In an Israel that was part of the Roman empire and occupied
by Roman forces; where many people were in need and where the taxes demanded by
the occupying Romans made it far harder to make a living; where the presence of
enemy occupiers seemed a symptom of God’s punishment... who waits for
consolation and redemption?
Not the rich – the high priest and his family, Herod and the
court officials, the tax collectors are profiting very nicely from Roman
occupation.
Not the content – the people who are just about managing, or
who are comfortably off. Who don’t want to challenge the status quo in case
they end up losing some of what they have. Who think that as long as they and
their family are OK, nothing else matters.
The people who are waiting for redemption are the poor. The
downtrodden. The oppressed.
Anna knows these people because she is one of them. An
elderly friendless widow. No male protector. Nowhere to go except the Temple.
But in the Temple Anna meets God.
Not through watching the sacrifices – she’s not allowed into
the Court of the Israelites.
But through her own worship – her own giving of time in
fasting and prayer, her own commitment to the God of Israel who has promised
redemption. Anna is on the edges; on the margins; waiting for redemption, excluded
and alone. And the God of the edges, of the margins, of the poor and waiting
people meets her there and makes her a prophet to the community of the poor who
wait for consolation and redemption, speaking of Jesus to those who are looking
for the redemption of Jerusalem.
May Anna’s God meet us today.
May the God of the edges meet us in the parts of our lives
where we feel on the edges, marginal, excluded, alone. May we, like Anna, find
God exactly where it hurts most; meeting us with consolation and inspiring us
to praise.
And may the God of challenge make us prophets like Anna. May
we be inspired to speak of Jesus to all who are waiting for consolation and
redemption.
May we speak of Jesus to the people who sleep on our
streets;
to the people who feel excluded and alone;
to people who think that God could never be interested in
someone elderly... or badly educated... or poor... or female... or gay... or
transgender... or black... or disabled... or depressed.

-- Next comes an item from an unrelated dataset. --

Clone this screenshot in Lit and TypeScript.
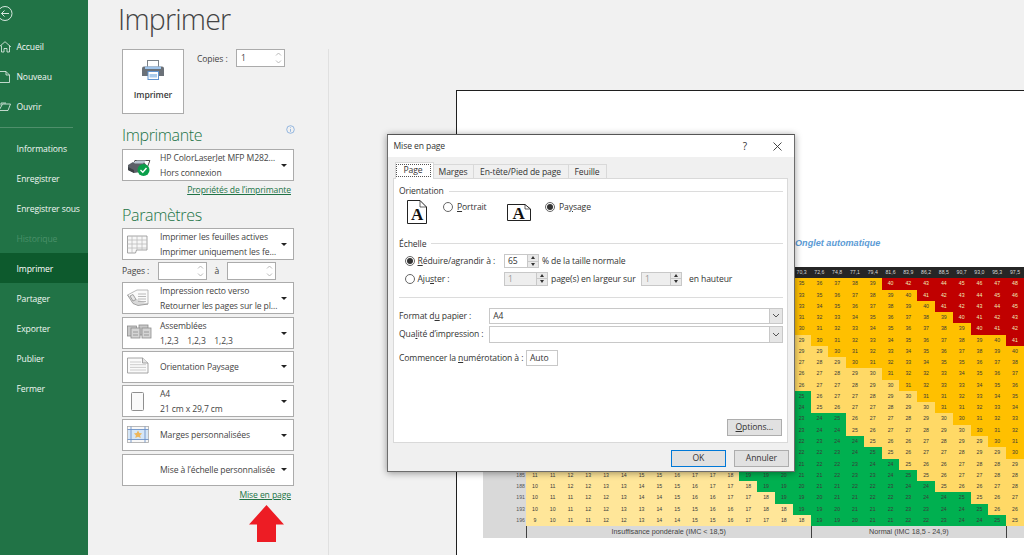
import { LitElement, html, css, svg } from "lit";
import { customElement } from "lit/decorators.js";

const navTop = [
  { t: "Accueil", i: svg`<path d="M-1 6 L5 .7 L11 6 M1.5 4.5 V11 H4 V7.5 H7 V11 H9.5 V4.5" />` },
  { t: "Nouveau", i: svg`<path d="M0 .5 H6 L9.5 4 V11.5 H0 M6 .5 V4 H9.5" />` },
  { t: "Ouvrir", i: svg`<path d="M-1 9.5 L2.5 3 H10.5 L8 9.5 Z M1 4.5 V2 H6" />` },
];
const navBottom = ["Informations", "Enregistrer", "Enregistrer sous", "Historique", "Imprimer", "Partager", "Exporter", "Publier", "Fermer"];

const g = "#8f8f8f";
const iconSheet = svg`<g fill="none" stroke="${g}" stroke-width=".8"><path d="M.5 1H20V15H9.5L8.5 18H.5Z" fill="#f7f7f7"/><path d="M.5 5H20M.5 9H20M.5 13H20M5 1V18M10 1V15M15 1V15" stroke="#bdbdbd"/></g>`;
const iconDuplex = svg`<g stroke="${g}" stroke-width=".8"><path d="M.5 6L10 1H21V15H10Z" fill="#fafafa" stroke="#a8a8a8"/><path d="M.5 6L6 14.5 11 16.5 21 15" fill="#d8d8d8"/><path d="M11 5H19M11 7.5H19M11 10H19M11 12.5H19" stroke="#a8a8a8"/><path d="M3 7l3-1.5 3 5-3 1.5z" fill="#e6e6e6"/></g>`;
const iconCollate = svg`<g stroke="#8c8c8c" stroke-width=".8" fill="#c8c8c8"><rect x=".5" y="2" width="9" height="10"/><rect x="12" y="1" width="9" height="10"/><rect x="4" y="4" width="9" height="10" fill="#d4d4d4"/><rect x="15" y="4" width="9" height="10" fill="#d4d4d4"/><path d="M6 8H11M6 11H11M17 8H22M17 11H22" fill="none"/></g>`;
const iconLand = svg`<g fill="#fafafa" stroke="${g}" stroke-width=".8"><path d="M.5 1H15.5L21 6V16H.5Z"/><path d="M15.5 1V6H21" fill="#e4e4e4"/><path d="M3 5H14M3 7.7H19M3 10.4H19M3 13H19" stroke="#c0c0c0"/></g>`;
const iconPage = svg`<rect x="4.5" y=".5" width="12" height="18" rx="1" fill="#fafafa" stroke="${g}" />`;
const iconMargin = svg`<rect x=".5" y=".5" width="21" height="16" fill="#f8f8f8" stroke="#a9a9a9" stroke-width=".8"/><rect x="1" y="3.5" width="20" height="10" fill="#d5e6f7"/><path d="M4 .5V16.5M18 .5V16.5M.5 3.5H21.5M.5 13.5H21.5" stroke="#6d92c7" stroke-width=".9" fill="none"/><path d="M11 4.5l1.3 2.6 2.8.3-2 1.9.6 2.8-2.7-1.4-2.7 1.4.6-2.8-2-1.9 2.8-.3z" fill="#eeb65a"/>`;
const iconPrinter = svg`<rect x="4.5" y="4.5" width="15" height="10" fill="#fff" stroke="#333" stroke-width=".8" transform="skewX(-20) translate(5 0)"/><path d="M1 9L6 6H17L20 10V15L7 17L1 14Z" fill="#5b6067"/><path d="M1 11L7 14V17L1 14Z" fill="#3c4045"/><path d="M6 6.5L10 4.5H19L16 7.5H8Z" fill="#b8c4cf"/><circle cx="16.5" cy="14" r="6" fill="#0a9f4a"/><path d="M13.5 14L15.8 16.2 19.5 12" fill="none" stroke="#fff" stroke-width="1.4"/>`;

const drops = [
  { icon: iconDuplex, a: "Impression recto verso", b: "Retourner les pages sur le pl…" },
  { icon: iconCollate, a: "Assemblées", b: "1,2,3 \u00a0 \u00a01,2,3 \u00a0 \u00a01,2,3" },
  { icon: iconLand, a: "Orientation Paysage" },
  { icon: iconPage, a: "A4", b: "21 cm x 29,7 cm" },
  { icon: iconMargin, a: "Marges personnalisées" },
  { icon: null, a: "Mise à l’échelle personnalisée" },
];

const COLS = 28;
const ROWS = 22;
/* Weights advance in 5 lb steps, heights in 1 in steps; both are rounded before the BMI is computed. */
const kg = (i: number) => Math.round((80 + 5 * i) * 4.5359) / 10;
const cm = (r: number) => Math.round((56 + r) * 2.54);
function cellClass(b: number) {
  if (b >= 40) return "red";
  if (b >= 30) return "orange";
  if (b >= 25) return "yellow";
  if (b >= 18.5) return "green";
  return "pale";
}

@customElement("app-root")
export class AppRoot extends LitElement {
  static styles = css`
    :host { display: block; width: 1024px; height: 555px; overflow: hidden; position: relative; background: #f1f1f1;
      font-family: "Open Sans", "Noto Sans", sans-serif; font-size: 8.6px; letter-spacing: -0.11px; color: #444; }
    * { box-sizing: border-box; }
    .app { display: flex; width: 1024px; height: 555px; }
    nav { width: 88px; flex: none; background: #217346; color: #f2f7f4; }
    .back { height: 31px; display: block; }
    .back svg { display: block; }
    .ni { height: 30px; display: flex; align-items: center; padding: 1.5px 0 0 16.5px; position: relative; }
    .ni.ic { padding-left: 0; }
    .ni svg { width: 11px; height: 12px; margin-right: 5.5px; overflow: visible; fill: none; stroke: #eaf3ee; stroke-width: .8; }
    .ni.dis { color: #4a9069; }
    .ni.sel { background: #0d5a2d; color: #fff; }
    .navsep { height: 1px; background: #4f8f6b; width: 73px; margin: 6px 0 5px; }

    .left { width: 240px; flex: none; padding-left: 34px; position: relative; }
    .title { height: 49px; font-size: 28.5px; letter-spacing: -0.8px; font-weight: 300; line-height: 39px; color: #444; margin-left: -4px; white-space: nowrap; }
    .printrow { height: 64.5px; display: flex; align-items: flex-start; }
    .printbtn { width: 62px; height: 64.5px; background: #fff; border: 1px solid #ababab; display: flex; flex-direction: column; align-items: center; padding-top: 9.5px; font-weight: 600; color: #3a3a3a; }
    .printbtn svg { display: block; margin-bottom: 9px; }
    .copies { margin-left: 13px; height: 20px; line-height: 20px; width: 39px; white-space: nowrap; }
    .num { background: #fff; border: 1px solid #ababab; height: 18px; display: flex; align-items: center; justify-content: space-between; padding: 0 2px 0 4px; position: relative; color: #444; }
    .num svg { display: block; flex: none; }
    h2 { margin: 0; font-weight: 300; font-size: 16px; letter-spacing: -0.35px; color: #217346; height: 24.5px; line-height: 21px; white-space: nowrap; }
    .h1 { margin-top: 11px; }
    .h3 { height: 25px; line-height: 24px; margin-top: 5.5px; }
    .dd { width: 172px; height: 32px; background: #fff; border: 1px solid #ababab; display: grid; grid-template-columns: 37px 1fr 12px; align-items: center; color: #444; }
    .dd .ico { display: flex; justify-content: flex-start; padding-left: 4px; }
    .dd .ico svg { display: block; overflow: visible; }
    .dd .tx { line-height: 15px; white-space: nowrap; padding-top: 1px; }
    .caret { width: 0; height: 0; border-left: 3px solid transparent; border-right: 3px solid transparent; border-top: 3px solid #222; }
    .link { height: 16px; line-height: 16px; text-align: right; width: 169px; color: #217346; text-decoration: underline; margin-top: .5px; }
    .pagesrow { height: 22.3px; display: flex; align-items: center; width: 172px; }
    .pagesrow .lab { width: 36px; }
    .pagesrow .num { width: 49px; }
    .pagesrow .a { width: 19.5px; text-align: center; }
    .stack { display: flex; flex-direction: column; gap: 2.3px; }
    .mep { height: 19.5px; line-height: 19px; text-align: right; width: 169px; color: #217346; text-decoration: underline; }
    .arrow { display: block; margin-left: 127px; }
    .info { position: absolute; left: 197.5px; top: 124.5px; }

    .preview { flex: 1; border-left: 1px solid #e0e0e0; margin-top: 49px; padding: 41px 0 0 126.5px; overflow: hidden; }
    .paper { width: 600px; height: 470px; background: #fff; border-left: 1px solid #1f1f1f; border-top: 1px solid #1f1f1f; padding: 147px 0 0 26.5px; }
    .ongl { height: 29px; margin-left: 312px; color: #5b9bd5; font-style: italic; font-weight: 700; font-size: 9.1px; line-height: 10px; letter-spacing: 0; font-family: "Liberation Sans", sans-serif; white-space: nowrap; }
    .sheet { display: grid; grid-template-columns: 43px repeat(${COLS}, 17.786px); grid-auto-rows: 11.27px; width: 541px;
      font-family: "Liberation Sans", sans-serif; font-size: 5.2px; letter-spacing: 0; color: #3a3a3a; text-align: center; line-height: 11.27px; }
    .sheet > div { min-width: 0; }
    .hd { background: #262626; color: #d8d8d8; height: 10.8px; line-height: 10.8px; align-self: end; }
    .lb { background: #d9d9d9; text-align: right; padding-right: 1px; color: #555; }
    .red { background: #c00000; color: #eeb; }
    .orange { background: #ffc000; }
    .yellow { background: #ffd966; }
    .green { background: #00b050; }
    .pale { background: #ffe699; }
    .ft { background: #d9d9d9; height: 12px; line-height: 12px; font-size: 7.2px; color: #444; border-left: 1px solid #404040; white-space: nowrap; }
    .ft0 { background: #d9d9d9; height: 12px; }

    .dlg { position: absolute; left: 387px; top: 134px; width: 407.5px; height: 338px; background: #f0f0f0; border: 1px solid #6d6d6d; border-top-color: #555; box-shadow: 0 1px 7px rgba(0,0,0,.4); display: flex; flex-direction: column; color: #333; }
    .tbar { height: 22px; background: #fff; display: flex; align-items: center; padding-left: 5.5px; flex: none; }
    .tbar .sp { flex: 1; }
    .tbar .q { margin-right: 26px; font-size: 10px; }
    .tbar svg { display: block; margin-right: 11.5px; }
    .tabs { display: flex; align-items: flex-end; height: 21px; margin-left: 6.5px; flex: none; }
    .tab { height: 14px; line-height: 14px; text-align: center; background: #f0f0f0; border: 1px solid #d9d9d9; border-bottom: 0; margin-left: -1px; white-space: nowrap; }
    .tab.on { height: 17px; margin-left: 0; background: #fff; position: relative; z-index: 1; margin-bottom: -1px; padding: 1px 2px 0 0; }
    .tab.on span { display: block; height: 12.5px; line-height: 12px; outline: 1px dotted #555; outline-offset: -1px; }
    .body { margin-left: 5px; width: 394.5px; height: 265px; background: #fff; border: 1px solid #d9d9d9; padding: 5px 4px 6.3px 5px; display: flex; flex-direction: column; flex: none; }
    .leg { height: 14px; display: flex; align-items: center; gap: 5px; }
    .leg::after { content: ""; flex: 1; height: 1px; background: #dcdcdc; }
    .orient { height: 30px; flex: none; display: flex; align-items: flex-start; }
    .orient svg.ic { display: block; flex: none; }
    .rad { width: 10px; height: 10px; border: 1px solid #666; border-radius: 50%; background: #fff; flex: none; display: flex; align-items: center; justify-content: center; }
    .rad.on::after { content: ""; width: 6px; height: 6px; border-radius: 50%; background: #333; }
    .rl { display: flex; align-items: center; gap: 4px; white-space: nowrap; }
    u { text-underline-offset: 1px; }
    .scale { display: flex; align-items: center; height: 14px; white-space: nowrap; }
    .scale .rl { width: 99.5px; margin-left: 5.5px; gap: 3px; }
    .spin { height: 14px; background: #fff; border: 1px solid #c8c8c8; display: flex; align-items: center; justify-content: space-between; padding-left: 3px; flex: none; }
    .spin.off { background: #eeeeee; color: #999; }
    .spin .btns { display: flex; flex-direction: column; width: 11px; height: 100%; border-left: 1px solid #c8c8c8; background: #e9e9e9; }
    .spin .btns i { flex: 1; display: flex; align-items: center; justify-content: center; }
    .spin .btns i:first-child { border-bottom: 1px solid #c8c8c8; }
    .up { width: 0; height: 0; border: 2.2px solid transparent; border-top: 0; border-bottom: 3px solid #333; }
    .dn { width: 0; height: 0; border: 2.2px solid transparent; border-bottom: 0; border-top: 3px solid #333; }
    .hr { height: 1px; background: #dcdcdc; margin-top: 11.5px; width: 384px; flex: none; }
    .fmt { display: flex; align-items: center; height: 16.3px; flex: none; }
    .fmt .l { width: 90.3px; white-space: nowrap; }
    .sel2 { width: 293.5px; height: 100%; background: #fff; border: 1px solid #c8c8c8; display: flex; align-items: center; justify-content: space-between; padding-left: 3px; }
    .sel2 .b { width: 12.5px; height: 100%; background: #e6e6e6; border-left: 1px solid #c8c8c8; display: flex; align-items: center; justify-content: center; }
    .start { display: flex; align-items: center; height: 15.7px; flex: none; }
    .start .l { width: 127px; white-space: nowrap; }
    .start .v { width: 32px; height: 100%; background: #fff; border: 1px solid #c8c8c8; padding-left: 3px; line-height: 14px; }
    .btn { width: 55.4px; height: 16.7px; background: #e1e1e1; border: 1px solid #adadad; text-align: center; line-height: 14.7px; color: #333; flex: none; }
    .btn.ok { border: 1px solid #0078d7; }
    .opt { align-self: flex-end; margin-top: auto; margin-right: 0.5px; }
    .foot { display: flex; justify-content: flex-end; gap: 7.6px; padding: 7px 4.5px 0 0; }
  `;

  private spinner() {
    return html`<svg width="7" height="14" viewBox="0 0 7 14" fill="none" stroke="#a8a8a8" stroke-width=".8"><path d="M1 4.5L3.5 2 6 4.5M1 9.5L3.5 12 6 9.5"/></svg>`;
  }

  private table() {
    const cells = [];
    cells.push(html`<div class="ft0"></div>`);
    for (let c = 0; c < COLS; c++) {
      cells.push(html`<div class="hd">${kg(c).toFixed(1).replace(".", ",")}</div>`);
    }
    for (let r = 0; r < ROWS; r++) {
      const h = cm(r);
      const m2 = (h / 100) * (h / 100);
      cells.push(html`<div class="lb">${h}</div>`);
      for (let c = 0; c < COLS; c++) {
        const b = kg(c) / m2;
        cells.push(html`<div class=${cellClass(b)}>${Math.round(b)}</div>`);
      }
    }
    return html`<div class="sheet">
      ${cells}
      <div class="ft0"></div>
      <div class="ft" style="grid-column: span 16">Insuffisance pondérale (IMC &lt; 18,5)</div>
      <div class="ft" style="grid-column: span 11">Normal (IMC 18,5 - 24,9)</div>
      <div class="ft" style="grid-column: span 1"></div>
    </div>`;
  }

  private dialog() {
    const chev = html`<svg width="8" height="5" viewBox="0 0 8 5" fill="none" stroke="#555" stroke-width="1"><path d="M1 1L4 4 7 1"/></svg>`;
    const btns = html`<span class="btns"><i><b class="up"></b></i><i><b class="dn"></b></i></span>`;
    return html`<div class="dlg">
      <div class="tbar">Mise en page<span class="sp"></span><span class="q">?</span>
        <svg width="9" height="9" viewBox="0 0 9 9" stroke="#333" stroke-width=".9"><path d="M.5.5L8.5 8.5M8.5.5L.5 8.5"/></svg>
      </div>
      <div class="tabs">
        <div class="tab on" style="width:39px"><span>Page</span></div>
        <div class="tab" style="width:41px">Marges</div>
        <div class="tab" style="width:96px">En-tête/Pied de page</div>
        <div class="tab" style="width:39px">Feuille</div>
      </div>
      <div class="body">
        <div class="leg">Orientation</div>
        <div class="orient">
          <svg class="ic" style="margin:2px 0 0 8px" width="20" height="24" viewBox="0 0 20 24"><path d="M.5.5H13L19.5 7V23.5H.5Z" fill="#fff" stroke="#222"/><path d="M13 .5V7H19.5" fill="none" stroke="#222" stroke-width=".7"/><text x="10" y="20" text-anchor="middle" font-family="Liberation Serif, serif" font-weight="700" font-size="17" fill="#111">A</text></svg>
          <div class="rl" style="margin:3px 0 0 16px;width:64px"><span class="rad"></span><span><u>P</u>ortrait</span></div>
          <svg class="ic" style="margin:5.5px 0 0 0" width="24" height="17" viewBox="0 0 24 17"><path d="M.5.5H18L23.5 5V16.5H.5Z" fill="#fff" stroke="#222"/><path d="M18 .5V5H23.5" fill="none" stroke="#222" stroke-width=".7"/><text x="11.5" y="15" text-anchor="middle" font-family="Liberation Serif, serif" font-weight="700" font-size="17" fill="#111">A</text></svg>
          <div class="rl" style="margin:3px 0 0 14px"><span class="rad on"></span><span>Pa<u>y</u>sage</span></div>
        </div>
        <div class="leg" style="margin-top:8.5px">Échelle</div>
        <div class="scale" style="margin-top:3.5px">
          <div class="rl"><span class="rad on"></span><span><u>R</u>éduire/agrandir à :</span></div>
          <div class="spin" style="width:35px">65${btns}</div>
          <span style="margin-left:3px">% de la taille normale</span>
        </div>
        <div class="scale" style="margin-top:3.5px">
          <div class="rl"><span class="rad"></span><span>Aju<u>s</u>ter :</span></div>
          <div class="spin off" style="width:44px">1${btns}</div>
          <span style="margin-left:3px;width:90px">page(s) en largeur sur</span>
          <div class="spin off" style="width:41px">1${btns}</div>
          <span style="margin-left:7px">en hauteur</span>
        </div>
        <div class="hr"></div>
        <div class="fmt" style="margin-top:9.5px"><span class="l">Format d<u>u</u> papier :</span><div class="sel2">A4<span class="b">${chev}</span></div></div>
        <div class="fmt" style="margin-top:2.5px"><span class="l">Qua<u>l</u>ité d’impression :</span><div class="sel2"><span></span><span class="b">${chev}</span></div></div>
        <div class="start" style="margin-top:7.7px"><span class="l">Commencer la <u>n</u>umérotation à :</span><div class="v">Auto</div></div>
        <div class="btn opt"><u>O</u>ptions…</div>
      </div>
      <div class="foot"><div class="btn ok">OK</div><div class="btn">Annuler</div></div>
    </div>`;
  }

  render() {
    const caret = html`<span class="caret"></span>`;
    return html`<div class="app">
      <nav>
        <div class="back"><svg width="20" height="31" viewBox="0 0 20 31" fill="none" stroke="#eaf3ee" stroke-width=".9"><circle cx="5" cy="13.5" r="7"/><path d="M9 13.5H1.5M4.5 10.5L1.5 13.5 4.5 16.5"/></svg></div>
        ${navTop.map((n) => html`<div class="ni ic"><svg viewBox="0 0 11 12">${n.i}</svg>${n.t}</div>`)}
        <div class="navsep"></div>
        ${navBottom.map((n) => html`<div class="ni ${n === "Historique" ? "dis" : ""} ${n === "Imprimer" ? "sel" : ""}">${n}</div>`)}
      </nav>
      <section class="left">
        <div class="title">Imprimer</div>
        <div class="printrow">
          <div class="printbtn">
            <svg width="22" height="20" viewBox="0 0 22 20"><rect x="5.5" y=".5" width="11" height="7" fill="#fff" stroke="#7c8288"/><path d="M0 8.5A2 2 0 0 1 2 6.5H20A2 2 0 0 1 22 8.5V16H0Z" fill="#6b7178"/><rect x="3" y="6.5" width="16" height="2.5" fill="#9fc4ea"/><rect x="6" y="11.5" width="10.5" height="8" fill="#fff" stroke="#5f93cf"/><rect x="7.5" y="14" width="7.5" height="3.5" fill="#a9cbec"/></svg>
            Imprimer
          </div>
          <span class="copies">Copies :</span>
          <div class="num" style="width:49px">1${this.spinner()}</div>
        </div>
        <h2 class="h1">Imprimante</h2>
        <svg class="info" width="9" height="9" viewBox="0 0 9 9" fill="none" stroke="#6f9fd8" stroke-width=".7"><circle cx="4.5" cy="4.5" r="3.8"/><path d="M4.5 4V6.8M4.5 2.3V3.1"/></svg>
        <div class="dd"><span class="ico"><svg width="23" height="20" viewBox="0 0 23 20">${iconPrinter}</svg></span><div class="tx">HP ColorLaserJet MFP M282…<br />Hors connexion</div>${caret}</div>
        <div class="link">Propriétés de l’imprimante</div>
        <h2 class="h3">Paramètres</h2>
        <div class="dd"><span class="ico"><svg width="22" height="19" viewBox="0 0 22 19">${iconSheet}</svg></span><div class="tx">Imprimer les feuilles actives<br />Imprimer uniquement les fe…</div>${caret}</div>
        <div class="pagesrow"><span class="lab">Pages :</span><div class="num"><span></span>${this.spinner()}</div><span class="a">à</span><div class="num"><span></span>${this.spinner()}</div></div>
        <div class="stack">
          ${drops.map((d) => html`<div class="dd"><span class="ico">${d.icon ? html`<svg width="24" height="19" viewBox="0 0 24 19">${d.icon}</svg>` : ""}</span><div class="tx">${d.a}${d.b ? html`<br />${d.b}` : ""}</div>${caret}</div>`)}
        </div>
        <div class="mep">Mise en page</div>
        <svg class="arrow" width="35" height="37" viewBox="0 0 35 37"><path d="M17.5 0L35 19.5H27V37H8V19.5H0Z" fill="#ed1c24"/></svg>
      </section>
      <section class="preview">
        <div class="paper">
          <div class="ongl">Onglet automatique</div>
          ${this.table()}
        </div>
      </section>
    </div>
    ${this.dialog()}`;
  }
}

May we speak of Jesus who was poor. Who only entered the
second court of the temple. Who brought good news to the elderly, the poor, the
excluded, the disabled.
May we speak of God who loves those who are rejected, who
sustains the weak and who rejects the structures that makes some rich and
others poor.
But most importantly, may we speak of this God through our
actions as much as our words. May what we do with our time and our money, our
hospitality and our choices speak of the God of the edges, of the marginalised,
of consolation and redemption. And so may we, like Anna, bring hope and
healing.
Focus statement: Anna represents all the voiceless and forgotten – it’s they who look for the redemption of Jerusalem, them to whom the good news of Jesus comes.
Function statement: How can we make our praise of God speak (our praise speak of God) to all who wait for redemption?